130 dead in DRC army, rebel clashes

M23 rebels in the DRC have clashed with troops in the deadliest incident in months. (AFP)

M23 rebels in the DRC have clashed with troops in the deadliest incident in months. (AFP)

Loud blasts rang out north of the flashpoint city of Goma, Democratic Republic of Congo, on Monday afternoon, and up to 1 000 people fled towards the city in a cloud of dust.

"Our forces have inflicted very heavy losses on the M23 fighters, 120 have been killed and 12 captured," government spokesperson Lambert Mende said on Monday.

Mende said 10 soldiers had also died in the ongoing clashes between the army and rebels of the M23 group.

The fighting broke out on Sunday outside Goma, the capital of North Kivu province in the volatile east – an area rich in minerals including gold and coltan, a key component in cell phones and other electronic equipment.

Several Congolese army tanks fired at M23 positions on Monday. Mortar fire could also be heard.

The M23 briefly seized Goma late last year before withdrawing under international pressure.

Reinforced positions
Mende said that this time they had attacked army positions supported by Rwandan troops.

"For several weeks the M23 rebels and their Rwandan allies have been reinforcing their positions," he said.

The M23, an armed group launched by Tutsi former soldiers who mutinied from the Congolese army in April 2012, blamed the government for the fighting.

In a statement, it condemned "in the strongest terms the resumption of war initiated by the Congolese government".

The group, which says it is fighting for the full implementation of a peace deal that incorporated an earlier rebel group into the Congolese army, said it was committed to peace talks.

United Nations experts have accused both Rwanda and Uganda of supporting the M23, and US President Barack Obama earlier this month urged the DRC's neighbours "to stop supporting armed groups".

Both countries have denied the charges.

'Intervention brigade'
The UN has its largest peacekeeping mission in the world in DRC, including a new "intervention brigade" created by the Security Council in March to fight armed groups – the first offensive unit ever authorised by the UN.

UN soldiers did not intervene in the recent clashes, Mende said.

In a statement, the UN force in the region Monusco confirmed the use of tanks and heavy artillery.

"Any attempt by the M23 to advance toward Goma will be considered a direct threat to civilians," it warned.
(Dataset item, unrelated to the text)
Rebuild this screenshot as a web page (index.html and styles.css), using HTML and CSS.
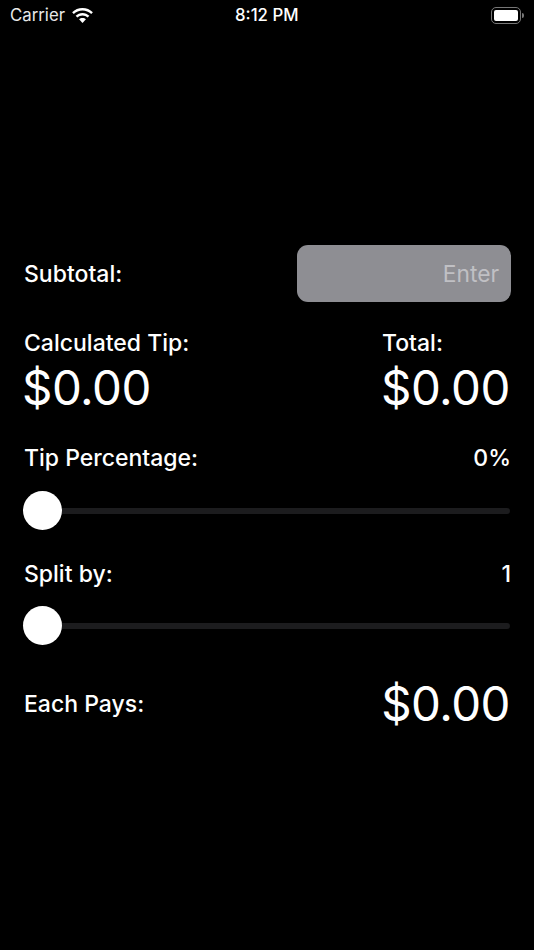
FILE: index.html
```html
<!DOCTYPE html>
<html lang="en">
<head>
    <meta charset="UTF-8">
    <title>Tip Calculator</title>
    <link rel="stylesheet" href="styles.css">
</head>
<body>
<div class="statusBar">
    <div class="statusLeft">
        <span>Carrier</span>
        <svg class="wifi" width="21" height="15" viewBox="1.600 .9 18.800 13.600">
            <path d="M11 3.200c3 0 5.800 1.100 7.900 3.100l1.500-1.600C17.900 2.300 14.600.9 11 .9S4.100 2.300 1.600 4.700l1.500 1.600C5.200 4.300 8 3.200 11 3.200z" fill="#fff"/>
            <path d="M11 7.700c1.800 0 3.400.7 4.700 1.800l1.500-1.600C15.500 6.400 13.400 5.400 11 5.400S6.500 6.400 4.800 7.900l1.500 1.600C7.600 8.400 9.200 7.700 11 7.700z" fill="#fff"/>
            <path d="M11 9.900c-1.200 0-2.300.5-3.100 1.200L11 14.500l3.100-3.400C13.300 10.400 12.200 9.900 11 9.900z" fill="#fff"/>
        </svg>
    </div>
    <div class="statusTime">8:12 PM</div>
    <div class="statusRight">
        <div class="battery"><div class="batteryFill"></div></div>
        <div class="batteryCap"></div>
    </div>
</div>

<div class="main">
    <div class="row subtotalRow">
        <span class="label">Subtotal:</span>
        <div class="enterBox">Enter</div>
    </div>

    <div class="row amountsRow">
        <div class="tipColumn">
            <div class="label">Calculated Tip:</div>
            <div class="amount">$0.00</div>
        </div>
        <div class="totalColumn">
            <div class="label">Total:</div>
            <div class="amount">$0.00</div>
        </div>
    </div>

    <div class="row percentRow">
        <span class="label">Tip Percentage:</span>
        <span class="label">0%</span>
    </div>
    <div class="slider percentSlider">
        <div class="knob"></div>
        <div class="track"></div>
    </div>

    <div class="row splitRow">
        <span class="label">Split by:</span>
        <span class="label">1</span>
    </div>
    <div class="slider splitSlider">
        <div class="knob"></div>
        <div class="track"></div>
    </div>

    <div class="row eachRow">
        <span class="label">Each Pays:</span>
        <span class="amount">$0.00</span>
    </div>
</div>
</body>
</html>
```

FILE: styles.css
```css
*{ padding: 0; margin: 0; box-sizing: border-box;}
body{ width: 534px; height: 950px; background: #000; color: #fff; font-family: "Inter", "Liberation Sans", sans-serif; overflow: hidden;}

.statusBar{ height: 30px; display: flex; align-items: center; justify-content: space-between; padding: 0 10px; position: relative;}
.statusLeft{ display: flex; align-items: center; gap: 7px; font-size: 16.800px; color: #e8e8e8;}
.statusTime{ position: absolute; left: 235px; top: 6px; font-size: 16.800px; font-weight: 500; line-height: 18px;}
.statusRight{ display: flex; align-items: center; gap: 1px;}
.battery{ width: 30px; height: 17px; border: 1px solid #777; border-radius: 5px; padding: 2px;}
.batteryFill{ width: 100%; height: 100%; background: #fff; border-radius: 2px;}
.batteryCap{ width: 2px; height: 5px; background: #777; border-radius: 0 2px 2px 0;}

.main{ padding: 215px 23px 0 24px;}
.row{ display: flex; justify-content: space-between;}
.label{ font-size: 23px; font-weight: 550; line-height: 28px;}
.amount{ font-size: 47.400px; font-weight: 400; line-height: 56px; letter-spacing: -0.500px;}

.subtotalRow{ height: 57px; align-items: center;}
.enterBox{ width: 214px; height: 57px; background: #8e8e93; border-radius: 11px; color: #c0c0c4; font-size: 22.800px; line-height: 57px; text-align: right; padding-right: 12px;}

.amountsRow{ margin-top: 27px;}
.totalColumn{ width: 129px;}
.amountsRow .amount{ margin-top: 3px; margin-left: -2px;}
.totalColumn .amount{ margin-left: -1px;}

.percentRow{ margin-top: 28px;}
.splitRow{ margin-top: 30px;}

.slider{ display: flex; align-items: center; height: 40px;}
.percentSlider{ margin-top: 18px;}
.splitSlider{ margin-top: 17px;}
.knob{ width: 39px; height: 39px; border-radius: 50%; background: #fff; margin-left: -1px;}
.track{ flex: 1; height: 6px; background: #1c1c1e; border-radius: 0 3px 3px 0; margin: 2px 1px 0 0;}

.eachRow{ margin-top: 31px; align-items: center; height: 56px;}
.eachRow .amount{ margin-right: 1px;}
```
UN peacekeepers were prepared for "any necessary measures, including the use of lethal force", to protect civilians, it added.

Mende said government forces had managed to recapture previously rebel-held positions as the M23 fled. But he declined to confirm reports that some 2 000 soldiers had been deployed in the fighting.

In Rwanda meanwhile, a military spokesperson said two mortar bombs had been "deliberately" fired into the country from DRC on Monday.

The spokesperson blamed the Congolese army and the UN peacekeeping force on the grounds that the bombs were fired from territory they control. The mortars caused no casualties.

Troops
The UN's new intervention brigade of about 3 000 soldiers began arriving in the region in May, heavily armed and with more power to fight renegade forces than ever before.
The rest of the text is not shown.